MHP’den yüzde 5 oranında katkı bekleniyor. MHP yönetimi, çok çalıştıklarını, tabanı toparlamaya başladıklarını söylüyor. Bu aşamada MHP tabanının yüzde 60 oranında ‘Evet’ diyeceği beklentisi hâkim. Böylece yüzde 55’in üzerinde anlamlı bir ‘Evet’in çıkması için çaba gösteriliyor. HDP’deki muhafazakâr Kürt seçmenin yüzde iki oranında ‘Evet’ demesi bekleniyor.
Referandum kampanyası henüz başlamadı ama milletin kararı yavaş yavaş şekilleniyor. ‘Evet’ cephesinde son 2 hafta olumsuz gelişmeler yaşandı. İlk defa rüzgârın tersine dönmeye başladığı söyleniyor. Özellikle İstanbul ve Ankara’da son 2 hafta ‘Evet’ cephesinde bir gerileme yaşanmaya başladı. Bu oranın yüzde yarım mı, yoksa 1 mi olduğu belli değil. Ama parti yönetimi çok az bir oran olsa dahi bu durumu önemsiyor.

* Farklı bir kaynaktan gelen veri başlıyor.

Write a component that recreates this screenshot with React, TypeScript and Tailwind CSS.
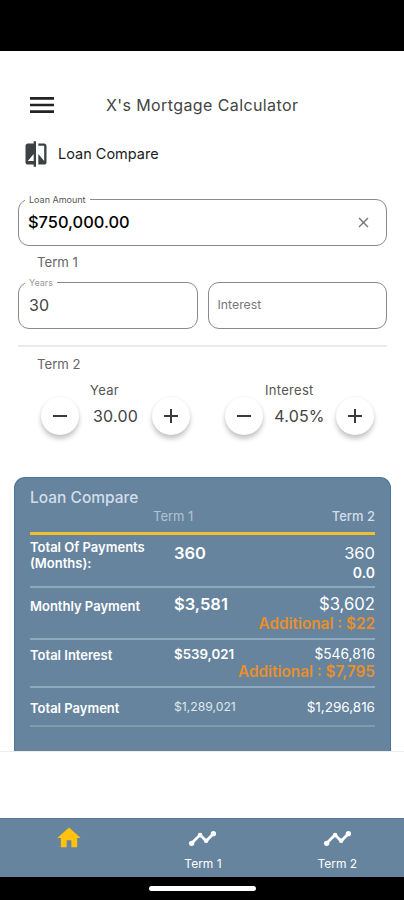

Peki olumsuz bir hava esmesine neden olan gelişme ne?
1- ‘Hayır’ diyenlerin PKK, DAEŞ ve FETÖ’cü olarak gösterilmesi 2- KHK’larla akademisyenlerin ihracı. 3- Varlık Fonu tartışmaları. 4- Meral Akşener’in Çanakkale’de konuşturulmaması. Bu gelişmeler tek adamlık, otoriterleşme gibi olumsuz algıları güçlendiren eylemler olarak görünüyor. AK Parti 2011 seçimlerinde benzer bir durum yaşamıştı. Kılıçdaroğlu üzerinden girilen soy sop tartışması oyları aşağıya çekmeye başlamıştı. Bu durumun tespit edilmesi üzerine Erdoğan söylemini değiştirip, kucaklayıcı bir dil kullanmış, ibre tersine dönmüştü. Henüz kampanya başlamadan ortaya çıkan bu sorun, erken uyarı olarak görülüyor. Sorunların çözülüp, rüzgârın tersine dönmesi hedefleniyor.